[Date Prev][Date Next][Thread Prev][Thread Next][Date Index][Thread Index]

model with overlapping variants



Let's suppose for a moment that it turns out to be essential to use a
relation that is not transitive, as Roozbeh has suggested, and as (I now
think) Paul would agree.  That is, even if labels X and Y are unrelated,
there might exist a label V that is related to both.

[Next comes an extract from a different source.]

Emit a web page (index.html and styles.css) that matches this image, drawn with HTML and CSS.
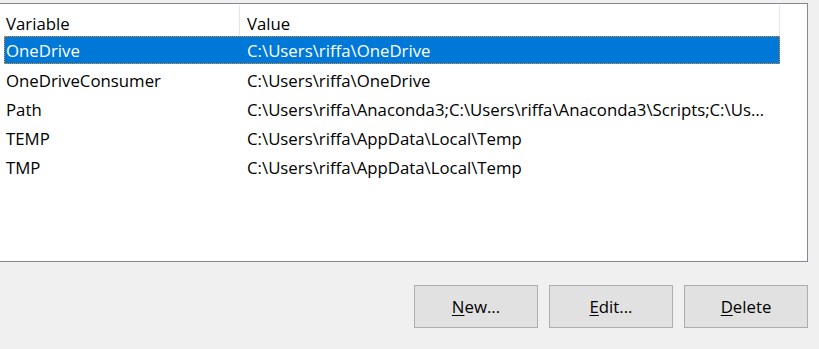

But let's assume the relation can be symmetric; that is, there is no
need to distinguish between "X is related to Y" versus "Y is related to
X" versus "X and Y are related".  Someone tell me if you think that's an
unreasonable assumption.

For the moment I'll call the relation "confusability".  Given any two
labels (in no particular order), they are either confusable or not, and
it is possible to compute that boolean value.  The computation might
enumerate all the labels that could be confused with one of the inputs
and check whether the other input is among them, or it might be possible
to be more efficient by using a clever algorithm.  We'll worry about
that later.

In this model, there are no atomic groups of labels.  In a different
model that used an equivalence relation, we could be sure that every
group is either entirely registered or entirely available.  But with
this non-transitive relation, it's possible the set of labels confusable
with a submitted label is partially registered and partially available.

What properties ought a registration policy to have in this model?

 1. Two labels in the zone belonging to different registrants must not
    be confusable.  Corollary:  Two labels in the zone belonging to
    different registration bundles must not be confusable, even if they
    belong to the same registrant (because the registrant could sell
    them to different buyers).

 2. Bundles must not tie together unrelated things in the zone.  (That
    would cheat the registry out of fees for what should be separate
    bundles.)  There are at least three ways to define the relatedness
    property that a bundle must satisfy:

     a. loosely related: For every pair of labels X and Y in the zone
        that are in the same bundle, there must exist a sequence X, Z1,
        Z2, Z3, ..., Zk, Y such that every pair of adjacent labels in
        the sequence is confusable.  In other words, X and Y must be
        related by the transitive closure of the confusability relation.

     b. tightly related: Every pair of labels X and Y in the zone that
        are in the same bundle must be confusable.  In other words, the
        labels in the zone in a particular bundle form a clique.

     c. radially related:  Among the labels in the zone that belong to a
        particular bundle, one is designated as the center, and all the
        others are confusable with it.

I think properties 1 and 2(a|b|c) are all we need.  Am I overlooking
anything?

Notice that the properties speak only of labels in the zone.  They place
no constraints on labels that are not in the zone.  Nobody really cares
what sort of behind-the-scenes bookkeeping the registry might be doing
with the labels that are not in the zone, as long as the labels in the
zone are well behaved.

2a looks difficult to enforce, and might lead to bundles that are too
large, so let's put that one aside for now.

2b and 2c both look reasonable to me.

How could a registry enforce those properties?  Here's one general
approach:

Each bundle contains a set of related labels, all of which are in the
zone.  Bundles do not contain "blocked" labels.  For 2c, one of the
labels is flagged as the primary label and cannot be removed from the
bundle.

When a registrant asks to create a new bundle, containing a single
initial label, the request is denied if the label is confusable with any
label already in the zone.

When a registrant asks to add a label to their existing bundle, the
request is denied if the label is confusable with any label in any other
bundle.  Also, the request is denied if the label is not confusable
with: every label in the bundle (2b) / the primary label (2c).

When a registrant asks to remove a label from their existing bundle, the
request is denied if it is the only(2b)/primary(2c) label in the bundle.

A request by a registrant to remove one of their entire bundles is never
denied.

We do not need to specify whether a registry keeps records regarding
labels that are not in the zone.  It might do so, as a precomputation to
help with the required checks, or there might be clever pattern-matching
algorithms and clever indexing data structures that allow the registry
to perform the required checks without extra storage.

If this model looks promising, the big question is whether there
is a confusability relation (parameterized by tables) that is both
expressive enough to be useful and tractable enough to permit a feasible
implementation of the model.

With the sort of tables that have been proposed so far, the checks to be
performed are effectively regular expression matches on the zone file
or on bundles.  And not arbitrary regular expressions, but a restricted
class of regular expressions built from rows of the mapping table.  It
wouldn't surprise me if there were tricks that could be played, but I
have no expertise in this area.

AMC